INFORMATION SUPPLIED start

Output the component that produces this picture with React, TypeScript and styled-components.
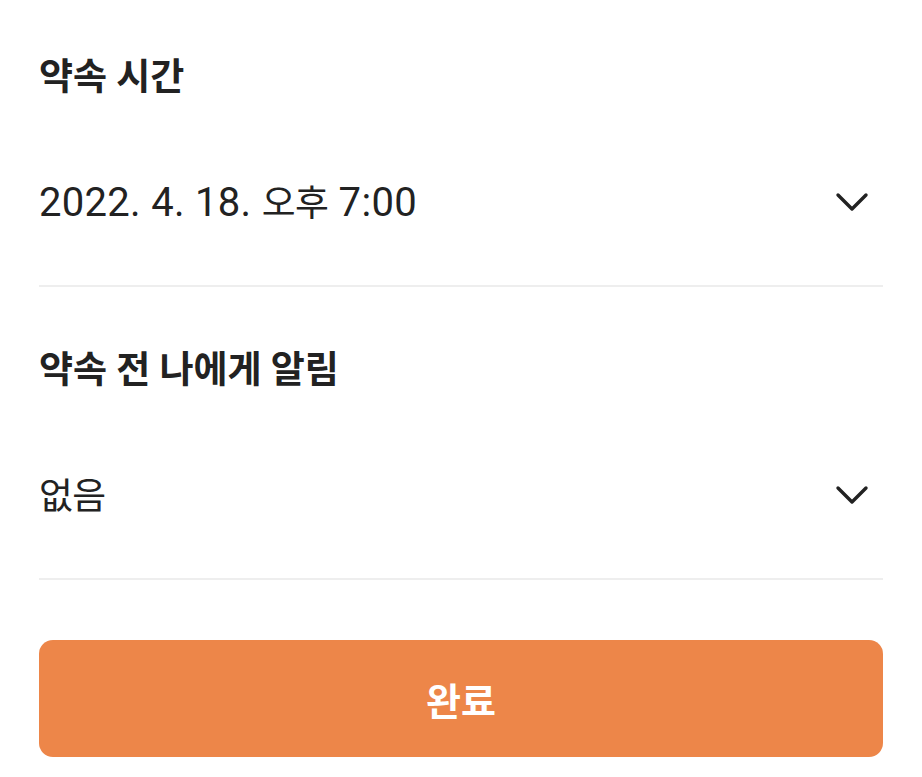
import React from "react";
import styled, { createGlobalStyle } from "styled-components";

const Global = createGlobalStyle`
  html, body { margin: 0; padding: 0; background: #ffffff; }
  body { font-family: Roboto, "Noto Sans CJK KR", sans-serif; color: #222222; }
`;

const Page = styled.div`
  width: 922px;
  box-sizing: border-box;
  padding: 38px 39px 20px;
  display: flex;
  flex-direction: column;
`;

const Section = styled.section<{ $first?: boolean }>`
  display: flex;
  flex-direction: column;
  padding-top: ${(p) => (p.$first ? "0" : "44px")};
  border-bottom: 2px solid #eeeeee;
`;

const Title = styled.h2`
  margin: 0;
  height: 72px;
  display: flex;
  align-items: center;
  font-size: 37px;
  font-weight: 700;
  color: #222222;
  letter-spacing: 0;
`;

const SelectRow = styled.button`
  all: unset;
  display: flex;
  align-items: center;
  justify-content: space-between;
  height: 58px;
  padding: 61px 14px 56px 0;
  cursor: pointer;
`;

const Value = styled.span`
  font-size: 40px;
  font-weight: 400;
  color: #222222;
  letter-spacing: 0.3px;
`;

const Hangul = styled.span`
  font-size: 0.92em;
  letter-spacing: -0.5px;
`;

const Chevron = () => (
  <svg width="34" height="26" viewBox="0 0 34 26" fill="none">
    <path d="M3 8 L17 22 L31 8" stroke="#222" strokeWidth="3.4" strokeLinecap="round" strokeLinejoin="round" />
  </svg>
);

const Submit = styled.button`
  margin-top: 60px;
  height: 117px;
  border: none;
  border-radius: 14px;
  background: #ed8649;
  color: #ffffff;
  font-family: Roboto, "Noto Sans CJK KR", sans-serif;
  font-size: 38px;
  font-weight: 700;
  cursor: pointer;
`;

export default function App() {
  return (
    <>
      <Global />
      <Page>
        <Section $first>
          <Title>약속 시간</Title>
          <SelectRow>
            <Value>
              2022. 4. 18. <Hangul>오후</Hangul> 7:00
            </Value>
            <Chevron />
          </SelectRow>
        </Section>
        <Section>
          <Title>약속 전 나에게 알림</Title>
          <SelectRow>
            <Value>
              <Hangul>없음</Hangul>
            </Value>
            <Chevron />
          </SelectRow>
        </Section>
        <Submit>완료</Submit>
      </Page>
    </>
  );
}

INFORMATION SUPPLIED end

Transcribe all the lines above exactly, apart from the pictures.

Output the component that produces this picture with React, TypeScript and styled-components.
import React from "react";
import styled, { createGlobalStyle } from "styled-components";

const Global = createGlobalStyle`
  html, body { margin: 0; padding: 0; background: #ffffff; }
  body { font-family: Roboto, "Noto Sans CJK KR", sans-serif; color: #222222; }
`;

const Page = styled.div`
  width: 922px;
  box-sizing: border-box;
  padding: 38px 39px 20px;
  display: flex;
  flex-direction: column;
`;

const Section = styled.section<{ $first?: boolean }>`
  display: flex;
  flex-direction: column;
  padding-top: ${(p) => (p.$first ? "0" : "44px")};
  border-bottom: 2px solid #eeeeee;
`;

const Title = styled.h2`
  margin: 0;
  height: 72px;
  display: flex;
  align-items: center;
  font-size: 37px;
  font-weight: 700;
  color: #222222;
  letter-spacing: 0;
`;

const SelectRow = styled.button`
  all: unset;
  display: flex;
  align-items: center;
  justify-content: space-between;
  height: 58px;
  padding: 61px 14px 56px 0;
  cursor: pointer;
`;

const Value = styled.span`
  font-size: 40px;
  font-weight: 400;
  color: #222222;
  letter-spacing: 0.3px;
`;

const Hangul = styled.span`
  font-size: 0.92em;
  letter-spacing: -0.5px;
`;

const Chevron = () => (
  <svg width="34" height="26" viewBox="0 0 34 26" fill="none">
    <path d="M3 8 L17 22 L31 8" stroke="#222" strokeWidth="3.4" strokeLinecap="round" strokeLinejoin="round" />
  </svg>
);

const Submit = styled.button`
  margin-top: 60px;
  height: 117px;
  border: none;
  border-radius: 14px;
  background: #ed8649;
  color: #ffffff;
  font-family: Roboto, "Noto Sans CJK KR", sans-serif;
  font-size: 38px;
  font-weight: 700;
  cursor: pointer;
`;

export default function App() {
  return (
    <>
      <Global />
      <Page>
        <Section $first>
          <Title>약속 시간</Title>
          <SelectRow>
            <Value>
              2022. 4. 18. <Hangul>오후</Hangul> 7:00
            </Value>
            <Chevron />
          </SelectRow>
        </Section>
        <Section>
          <Title>약속 전 나에게 알림</Title>
          <SelectRow>
            <Value>
              <Hangul>없음</Hangul>
            </Value>
            <Chevron />
          </SelectRow>
        </Section>
        <Submit>완료</Submit>
      </Page>
    </>
  );
}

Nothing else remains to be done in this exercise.